Construction runs on results, so mentorship needs demonstrable value. But complicated tracking systems burden participants with paperwork that hurts relationships. Basic metrics usually provide enough evidence:

  • Safety incident rates
  • Productivity measurements
  • Employee retention statistics
  • Participant satisfaction feedback

Stories about how construction mentors helped workers overcome challenges often communicate value better than numbers alone.

Protect the Time

The biggest barrier to effective mentorship isn’t unwilling participants—it’s insufficient time. When deadlines loom, mentoring conversations get postponed forever. Serious organizations protect time for these interactions through scheduled meetings or clear recognition that mentoring activities count as legitimate work.

Some companies designate weekly sessions for mentoring discussions away from project pressures. Others embed mentoring into existing work by pairing mentors and mentees on the same tasks, letting teaching happen naturally throughout the day.

Getting Past the Rough Spots

Despite careful pairing, some relationships don’t click. Communication mismatches or conflicting expectations create friction instead of collaboration. Successful construction mentoring programs acknowledge this without treating it as failure.

Having a process for respectfully ending unproductive matches protects everyone. Sometimes timing matters more than compatibility—relationships that don’t work initially might succeed later.

Dealing with Deadline Pressure

Construction mentors often feel torn between teaching and immediate project needs. Taking time to explain processes thoroughly can seem impossible when deadlines press.

Practical fixes include identifying moments when mentoring naturally fits the workflow, like planning sessions or end-of-day reviews.
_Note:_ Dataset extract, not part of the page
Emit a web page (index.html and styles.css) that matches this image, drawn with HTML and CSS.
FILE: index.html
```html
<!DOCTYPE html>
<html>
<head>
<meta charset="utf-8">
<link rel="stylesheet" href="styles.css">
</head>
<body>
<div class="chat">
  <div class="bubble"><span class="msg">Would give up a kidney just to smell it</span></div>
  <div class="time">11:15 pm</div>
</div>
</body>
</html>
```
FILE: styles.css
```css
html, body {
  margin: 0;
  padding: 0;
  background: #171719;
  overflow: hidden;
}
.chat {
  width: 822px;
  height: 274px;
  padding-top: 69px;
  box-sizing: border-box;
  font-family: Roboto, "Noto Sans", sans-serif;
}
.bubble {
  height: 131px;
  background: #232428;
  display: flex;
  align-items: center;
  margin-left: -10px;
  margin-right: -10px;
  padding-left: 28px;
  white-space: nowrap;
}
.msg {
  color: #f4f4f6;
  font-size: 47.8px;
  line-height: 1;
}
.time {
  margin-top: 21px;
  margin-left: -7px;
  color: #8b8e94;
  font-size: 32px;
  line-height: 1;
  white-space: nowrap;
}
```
Breaking mentoring into smaller, frequent interactions makes it more sustainable. Leadership must genuinely support mentorship through actions by recognizing that development time improves performance.

Looking Forward

The construction industry keeps evolving with new technologies and methods. Yet the human need for guidance and support stays constant. Construction mentors will increasingly balance traditional knowledge with technological skills, helping mentees handle both worlds.

Organizations that prioritize these relationships position themselves for lasting success in a competitive market. The evidence is clear: mentorship investment pays substantial returns through better safety, efficiency, and performance. For construction companies serious about long-term success, building robust construction mentoring programs isn’t optional—it’s a strategic necessity for developing the skilled, engaged workforce that complex projects demand.